Technology Considerations
This section describes considerations for usage and adaptation of the Sample Solution.
Deployment Options
The Sample Solution is deployed to a TensorRT inference server, but the TensorFlow model could be run directly production without exporting the model and running a TensorRT inference server. However, TensorRT is in general more efficient on GPUs and the predictions are in general faster than other alternatives.
Moreover, in this example, for simplicity, both the client and the inference server run on the same host. But typically, they would run on different hosts exposing the appropriate ports between them.
Technology Alternatives
An alternative to TensorFlow to build and train the model is PyTorch. It is another popular framework for machine learning using Python that is also compatible with the TensorRT inference server. There are many comparatives online regarding when to choose one or the other, some are Awni Hannin: PyTorch or TensorFlow?, TensorFlow or PyTorch: The Force is Strong with Which One?, PyTorch vs. TensorFlow — Spotting the Difference and The Battle: TensorFlow vs Pytorch.
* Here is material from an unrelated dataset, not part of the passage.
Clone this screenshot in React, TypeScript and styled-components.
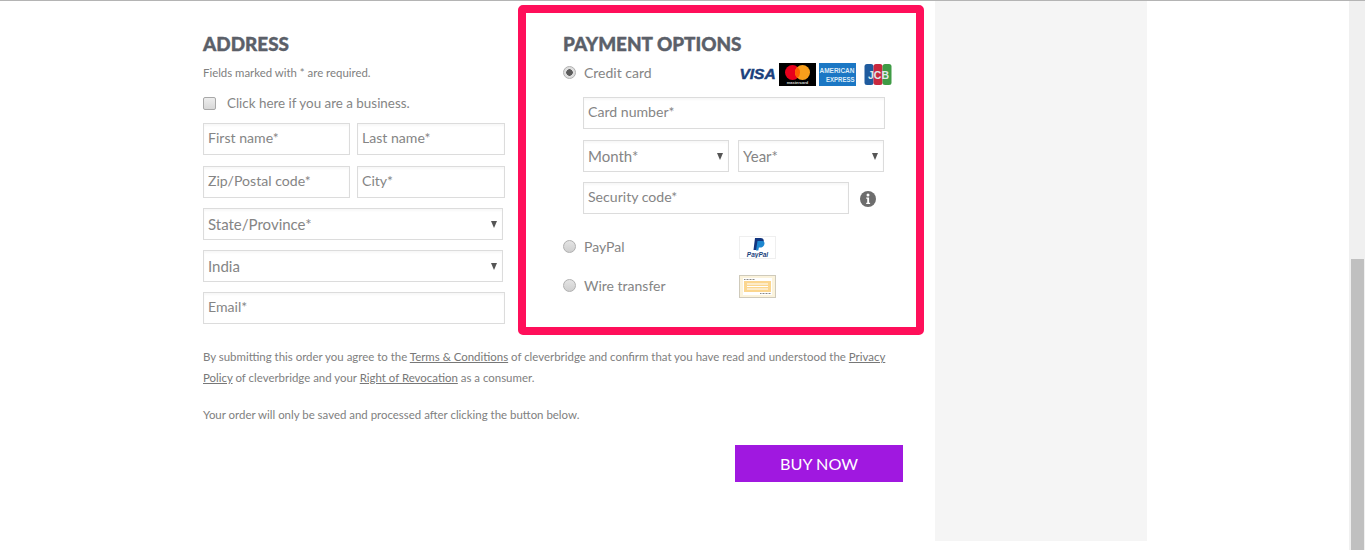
import styled, { createGlobalStyle } from "styled-components";

const GlobalStyle = createGlobalStyle`
  html, body {
    margin: 0;
    padding: 0;
    background: #fff;
    overflow: hidden;
  }
  * {
    box-sizing: border-box;
  }
`;

const App = () => {
  return (
    <>
      <GlobalStyle />
      <Page>
        <Content>
          <Main>
            <Columns>
              <AddressColumn>
                <Heading>ADDRESS</Heading>
                <Note>Fields marked with * are required.</Note>
                <BusinessRow>
                  <CheckBox />
                  <BusinessLabel>Click here if you are a business.</BusinessLabel>
                </BusinessRow>
                <Fields>
                  <FieldRow>
                    <TextField placeholder="First name*" />
                    <TextField placeholder="Last name*" />
                  </FieldRow>
                  <FieldRow>
                    <TextField placeholder="Zip/Postal code*" />
                    <TextField placeholder="City*" />
                  </FieldRow>
                  <SelectWrap width={300}>
                    <SelectField defaultValue="state">
                      <option value="state">State/Province*</option>
                    </SelectField>
                  </SelectWrap>
                  <SelectWrap width={300}>
                    <SelectField defaultValue="india">
                      <option value="india">India</option>
                    </SelectField>
                  </SelectWrap>
                  <TextField placeholder="Email*" />
                </Fields>
              </AddressColumn>

              <PaymentBox>
                <Heading>PAYMENT OPTIONS</Heading>
                <MethodRow>
                  <Radio checked />
                  <MethodLabel>Credit card</MethodLabel>
                  <CardLogos>
                    <VisaLogo />
                    <MastercardLogo />
                    <AmexLogo />
                    <JcbLogo />
                  </CardLogos>
                </MethodRow>
                <CardFields>
                  <CardNumberField placeholder="Card number*" />
                  <ExpiryRow>
                    <SelectWrap width={146}>
                      <SelectField defaultValue="month">
                        <option value="month">Month*</option>
                      </SelectField>
                    </SelectWrap>
                    <SelectWrap width={146}>
                      <SelectField defaultValue="year">
                        <option value="year">Year*</option>
                      </SelectField>
                    </SelectWrap>
                  </ExpiryRow>
                  <SecurityRow>
                    <SecurityField placeholder="Security code*" />
                    <InfoIcon />
                  </SecurityRow>
                </CardFields>
                <PayPalRow>
                  <Radio />
                  <MethodLabel>PayPal</MethodLabel>
                  <MethodLogo>
                    <PayPalLogo />
                  </MethodLogo>
                </PayPalRow>
                <WireRow>
                  <Radio />
                  <MethodLabel>Wire transfer</MethodLabel>
                  <MethodLogo>
                    <WireLogo />
                  </MethodLogo>
                </WireRow>
              </PaymentBox>
            </Columns>

            <Legal>
              By submitting this order you agree to the <LegalLink>Terms &amp; Conditions</LegalLink> of
              cleverbridge and confirm that you have read and understood the <LegalLink>Privacy Policy</LegalLink> of
              cleverbridge and your <LegalLink>Right of Revocation</LegalLink> as a consumer.
            </Legal>
            <SavedNote>Your order will only be saved and processed after clicking the button below.</SavedNote>
            <ButtonRow>
              <BuyButton>BUY NOW</BuyButton>
            </ButtonRow>
          </Main>
          <SidePanel />
        </Content>
        <ScrollTrack>
          <ScrollThumb />
        </ScrollTrack>
      </Page>
    </>
  );
};

export default App;

const VisaLogo = () => (
  <svg width="37" height="23" viewBox="0 0 37 23">
    <text
      x="18.5"
      y="16"
      textAnchor="middle"
      fontFamily="'Liberation Sans', sans-serif"
      fontWeight="700"
      fontStyle="italic"
      fontSize="15.5"
      stroke="#1a3f7c"
      strokeWidth="0.5"
      fill="#1a3f7c"
    >
      VISA
    </text>
  </svg>
);

const MastercardLogo = () => (
  <svg width="37" height="23" viewBox="0 0 37 23">
    <rect width="37" height="23" fill="#000" />
    <circle cx="13.500" cy="9.500" r="7.500" fill="#e8001c" />
    <circle cx="23.500" cy="9.500" r="7.500" fill="#f79e1b" />
    <path d="M18.500 3.900a7.500 7.500 0 0 1 0 11.200a7.500 7.500 0 0 1 0-11.200z" fill="#ff5f00" />
    <text
      x="18.500"
      y="21"
      textAnchor="middle"
      fontFamily="'Liberation Sans', sans-serif"
      fontWeight="700"
      fontSize="4"
      fill="#ddd"
    >
      mastercard
    </text>
  </svg>
);

const AmexLogo = () => (
  <svg width="37" height="23" viewBox="0 0 37 23">
    <rect width="37" height="23" fill="#1b77c4" />
    <text
      x="0.500"
      y="10"
      fontFamily="'Liberation Sans', sans-serif"
      fontWeight="700"
      fontSize="7"
      fill="#dcebf8"
      textLength="35"
      lengthAdjust="spacingAndGlyphs"
    >
      AMERICAN
    </text>
    <text
      x="7"
      y="18.500"
      fontFamily="'Liberation Sans', sans-serif"
      fontWeight="700"
      fontSize="7"
      fill="#dcebf8"
      textLength="28.500"
      lengthAdjust="spacingAndGlyphs"
    >
      EXPRESS
    </text>
  </svg>
);

const JcbLogo = () => (
  <svg width="28" height="23" viewBox="0 0 28 23">
    <rect x="0.500" y="1" width="9" height="21" rx="2.500" fill="#1f5b9e" />
    <rect x="9.500" y="1" width="9" height="21" rx="2.500" fill="#c9283e" />
    <rect x="18.500" y="1" width="9" height="21" rx="2.500" fill="#3f9b45" />
    <text
      x="4"
      y="16"
      fontFamily="'Liberation Sans', sans-serif"
      fontWeight="700"
      fontSize="10"
      fill="#dfe8ea"
      textLength="21"
      lengthAdjust="spacingAndGlyphs"
    >
      JCB
    </text>
  </svg>
);

const PayPalLogo = () => (
  <LogoFrame>
    <svg width="35" height="21" viewBox="0 0 35 21">
      <path d="M15 1h5.500c2.600 0 3.600 1.500 3.200 3.500-.5 2.700-2.300 4-4.700 4h-1.500l-.8 4.500h-3.200z" fill="#12357f" />
      <path d="M17.500 4h4.500c1.800 0 2.800 1 2.400 3-.5 2.500-2.200 3.500-4.200 3.500h-1.300l-.6 3h-2.300z" fill="#1d87d0" />
      <text
        x="17.500"
        y="19.500"
        textAnchor="middle"
        fontFamily="'Liberation Sans', sans-serif"
        fontWeight="700"
        fontStyle="italic"
        fontSize="6.500"
        fill="#1a3f7c"
      >
        PayPal
      </text>
    </svg>
  </LogoFrame>
);

const WireLogo = () => (
  <svg width="37" height="23" viewBox="0 0 37 23">
    <rect x="0.500" y="0.500" width="36" height="22" fill="#fbf3dc" stroke="#cfcabb" />
    <rect x="4" y="3" width="29" height="17" fill="#fff" />
    <rect x="5" y="6" width="27" height="11" fill="#fbd68e" />
    <path d="M8 9h21M8 11.500h21M8 14h21" stroke="#fff" strokeWidth="1" />
    <path d="M5 4.500h11M21 18.500h11" stroke="#888" strokeWidth="1" strokeDasharray="1 .5" />
  </svg>
);

const InfoIcon = () => (
  <svg width="16" height="16" viewBox="0 0 16 16">
    <circle cx="8" cy="8" r="8" fill="#6d6d6d" />
    <circle cx="8" cy="4" r="1.500" fill="#fff" />
    <path d="M6.200 6.500h2.900v5.200h1v1.300H6.200v-1.300h1V7.800h-1z" fill="#fff" />
  </svg>
);

const Page = styled.div`
  width: 1365px;
  height: 550px;
  display: flex;
  overflow: hidden;
  border-top: 1px solid #b4b4b4;
  font-family: "Lato", "Liberation Sans", sans-serif;
  color: #6f6f6f;
`;

const Content = styled.div`
  width: 1349px;
  display: flex;
  align-items: flex-start;
  padding-left: 203px;
`;

const Main = styled.div`
  width: 732px;
  display: flex;
  flex-direction: column;
`;

const Columns = styled.div`
  display: flex;
  padding-top: 4px;
`;

const AddressColumn = styled.div`
  width: 302px;
  margin-right: 13px;
  padding-top: 26px;
  display: flex;
  flex-direction: column;
`;

const Heading = styled.h2`
  margin: 0;
  font-size: 18.9px;
  line-height: 26px;
  font-weight: 900;
  color: #5b6069;
  -webkit-text-stroke: 0.4px #5b6069;
`;

const Note = styled.div`
  margin-top: 8px;
  font-size: 11.4px;
  line-height: 16px;
  color: #808080;
`;

const BusinessRow = styled.div`
  display: flex;
  align-items: center;
  margin-top: 14px;
  height: 16px;
`;

const CheckBox = styled.span`
  width: 13px;
  height: 13px;
  margin-right: 11px;
  border: 1px solid #a8a8a8;
  border-radius: 2px;
  background: linear-gradient(#ededed, #d8d8d8);
`;

const BusinessLabel = styled.span`
  font-size: 13.4px;
  color: #858585;
`;

const Fields = styled.div`
  margin-top: 12px;
  display: flex;
  flex-direction: column;
  gap: 10px;
`;

const FieldRow = styled.div`
  display: grid;
  grid-template-columns: 147px 148px;
  gap: 7px;

  &:first-child {
    margin-bottom: 1px;
  }
`;

const TextField = styled.input`
  display: block;
  width: 100%;
  min-width: 0;
  height: 32px;
  padding: 0 4px 3px;
  border: 1px solid #dcdcdc;
  box-shadow: inset 0 2px 2px rgba(0, 0, 0, 0.03);
  outline: none;
  background: #fff;
  font-family: inherit;
  font-size: 14.1px;
  color: #858585;

  &::placeholder {
    color: #858585;
    opacity: 1;
  }
`;

const SelectWrap = styled.div<{ width: number }>`
  position: relative;
  width: ${({ width }) => width}px;

  &::after {
    content: "";
    position: absolute;
    top: 13px;
    right: 6px;
    border-left: 3.5px solid transparent;
    border-right: 3.5px solid transparent;
    border-top: 7px solid #555;
    pointer-events: none;
  }
`;

const SelectField = styled.select`
  display: block;
  width: 100%;
  height: 32px;
  padding: 0 4px 1px;
  appearance: none;
  border: 1px solid #dcdcdc;
  border-radius: 0;
  box-shadow: inset 0 2px 2px rgba(0, 0, 0, 0.03);
  outline: none;
  background: #fff;
  font-family: inherit;
  font-size: 15px;
  color: #858585;
`;

const PaymentBox = styled.div`
  width: 406px;
  height: 330px;
  padding: 18px 30px 0 37px;
  border: 8px solid #ff0f5a;
  border-radius: 5px;
`;

const MethodRow = styled.div`
  display: flex;
  align-items: center;
  height: 23px;
  margin-top: 4px;
`;

const Radio = styled.span<{ checked?: boolean }>`
  flex: none;
  width: 13px;
  height: 13px;
  margin-right: 8px;
  border-radius: 50%;
  border: 1px solid #b0b0b0;
  background: ${({ checked }) =>
    checked
      ? "radial-gradient(circle, #5c5c5c 0 3px, #dedede 3.5px)"
      : "linear-gradient(#e4e4e4, #cfcfcf)"};
`;

const MethodLabel = styled.span`
  width: 155px;
  font-size: 14px;
  color: #858585;
`;

const CardLogos = styled.div`
  display: flex;
  gap: 3px;
  margin: 4px -6px 0 0;

  svg:last-child {
    margin-left: 5px;
  }
`;

const MethodLogo = styled.div`
  display: flex;
  margin-top: 2px;
`;

const CardFields = styled.div`
  margin: 13px 0 0 20px;
  display: flex;
  flex-direction: column;
  gap: 11px;
`;

const CardNumberField = styled(TextField)`
  width: 302px;
`;

const ExpiryRow = styled.div`
  display: flex;
  gap: 9px;
`;

const SecurityRow = styled.div`
  display: flex;
  align-items: center;
  gap: 11px;
  margin-top: -1px;

  svg {
    margin-top: 2px;
  }
`;

const SecurityField = styled(TextField)`
  width: 266px;
`;

const PayPalRow = styled(MethodRow)`
  margin-top: 21px;
`;

const WireRow = styled(MethodRow)`
  margin-top: 16px;
`;

const LogoFrame = styled.div`
  width: 37px;
  height: 23px;
  border: 1px solid #efefef;
`;

const Legal = styled.p`
  margin: 11px 0 0;
  width: 700px;
  font-size: 11.45px;
  line-height: 21px;
  color: #808080;
`;

const LegalLink = styled.a`
  text-decoration: underline;
  color: #777;
`;

const SavedNote = styled.p`
  margin: 16px 0 0;
  font-size: 11.45px;
  line-height: 21px;
  color: #808080;
`;

const ButtonRow = styled.div`
  margin-top: 20px;
  padding-right: 32px;
  display: flex;
  justify-content: flex-end;
`;

const BuyButton = styled.button`
  width: 168px;
  height: 37px;
  border: 0;
  background: #a018e0;
  color: #fff;
  font-family: inherit;
  font-size: 16.2px;
`;

const SidePanel = styled.div`
  width: 212px;
  height: 540px;
  background: #f5f5f5;
`;

const ScrollTrack = styled.div`
  width: 16px;
  height: 550px;
  padding: 258px 1px 0 2px;
  background: #f0f0f0;
`;

const ScrollThumb = styled.div`
  height: 292px;
  background: #c0c0c0;
`;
Data Architecture Considerations
The Sample Solution relies on a dataset that is in this case, implemented as a single text file. There are several considerations regarding the data, the pieces of code that rely on it, how to extend it, and best practices.
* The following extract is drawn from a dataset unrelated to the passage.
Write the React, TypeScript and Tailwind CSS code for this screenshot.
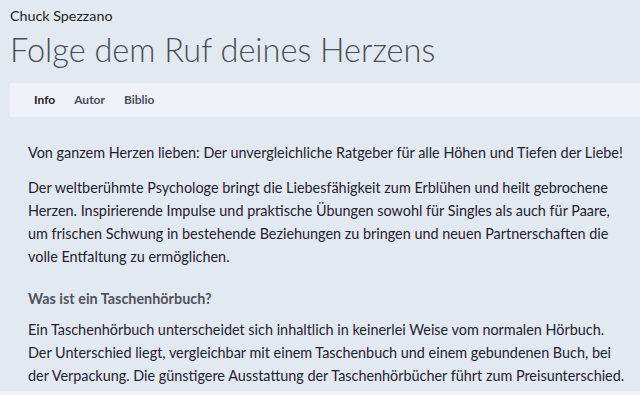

The two main components that directly use the dataset are the data pipeline to load it into memory for training and the client to map predictions to actual movie names. Those are the pieces that would need updates if the data architecture changed. For example, the data could be stored in a database and therefore, the data pipeline would need to either dump the database to a file before running the current pipeline or directly query the database system from the code. As examples for the client code, the implementation could load the data to a hash map from a file or from a database or could query a database on every request.
To extend the data and incorporate new users or movies to the solution, it is necessary to retrain the model. A production solution would incorporate periodic retraining of the model and would provide personalized recommendations only after users have made enough use of the system to collect the data. Typically, similar projects incorporate generalized recommendations of popular items before providing personalized ones.
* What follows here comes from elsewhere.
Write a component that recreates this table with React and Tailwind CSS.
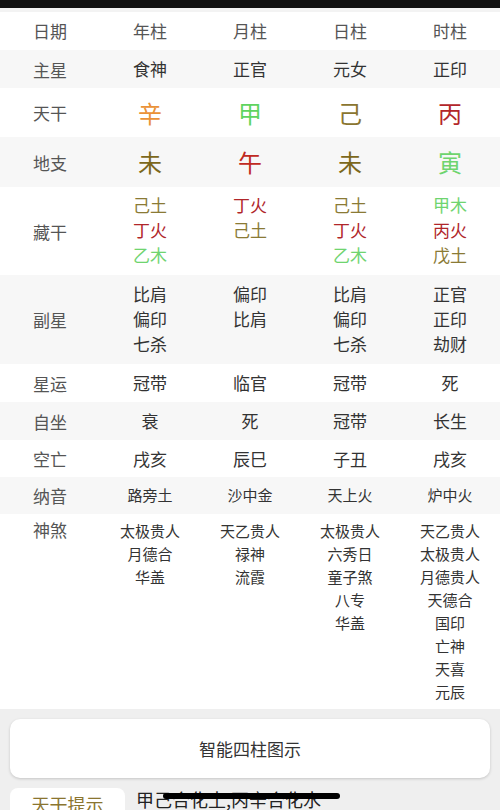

Finally, since the data may contain users’ information, developers implementing a similar solution should follow standard practices for critical data management. For instance, the training component only needs identifiers, not the specific users or items information. However, during prediction time, the client would need to identify a user (for example, a login), translate to an ID, and do the same for movies. Therefore, similar solutions should consider standard industry best practices in the components that collect and store data from users, export data for model training, and query data to translate IDs to plain text.
Security Considerations
Once deployed, there is a minor risk that bad actors could gain access to the Sample Solution environment and modify it to mount a cyber attack (for example, perform a DoS attack). In order to mitigate the risk, the deployment scripts follow DAIR security ‘Best Practices’, such as:
- firewall rules restricting access to all ports except SSH port 22 on the deployed instance.
- access authorization control allows only authenticated DAIR participants to deploy and access an instance of the Sample Solution.
In addition, to limit security risks please follow the recommendations below:
- use security controls ‘as deployed’ without modification
- when finished using the reference solution, proceed to terminate the app (see section about termination earlier in this document).
Finally, as a stand-alone application, the reference solution does not directly consume network or storage resources while running. As such, those resources do not need any explicit control procedures.
Networking Considerations
The inference server can be queried by clients using HTTP or gRPC (Google Remote Procedure Call) protocols. There are not any specific networking considerations to highlight.
Scaling Considerations
This Sample Solution uses a stateless model. That means that the same model can be deployed to many inference servers, implementing a standard highly scalable architecture where many requests can be sent in parallel and a load balancer spreads them through the inference servers.
Availability Considerations
The TensorRT inference server provides a health check API that indicates if the server is able to respond to inference requests. That allows the inference server to be included as any regular host in a highly available architecture, where the health check can be used by a load balancer to shut forward the requests, replace the host, or start a new one.
User Interface (UI) Considerations
The Sample Solution only provides a simple command-line interface meant to showcase the backend. The UI would depend on the specific application and it is out of the scope of this example.
API Considerations
The code is regular Python code, it is organized in a modular manner, and includes extensive code comments. Thus, developers can easily extend it to create custom solutions.
Cost Considerations
This solution requires a single GPU instance in DAIR, whose equivalent value is approximately $100 / month in a public cloud.
License Considerations
All the libraries used in this sample solution are open source. The Movie Recommender code itself is as well open source. The MovieLens dataset is available for non-commercial use and under certain conditions. See detailed licensing information below. If you plan to use, modify, extend or distribute any components of this Sample Solution or its libraries, you must consider conformance to the terms of the licenses:
Source Code
The source code for the solution is available here. Please, refer to the README.md file for instructions on how to clone and use the repository.
Glossary
Term |
Description |
API |
Application Programming Interface. |
Collaborative Filtering
|
Collaborative Filtering is a technique used by Recommender Systems to make automatic predictions about the interests of a user by collecting preferences or ratings from many users (collaborating). |
CUDA
|
Compute Unified Device Architecture. It is a parallel computing platform and programming model from NVIDIA. |
DAIR |
Digital Accelerator for Innovation and Research. This document refers to the DAIR Pilot released in Fall 2019. |
Deep Learning
|
Deep learning is part of a broader family of machine learning methods based on artificial neural networks. |
GPU |
Graphics processing unit. A hardware component with high performance for parallel processing. |
Recommender System
|
A recommender system or a recommendation system is a Machine Learning model that seeks to predict the “rating” or “preference” a user would give to an item. They provide suggestions of relevant items to users. |
UI |
User interface. |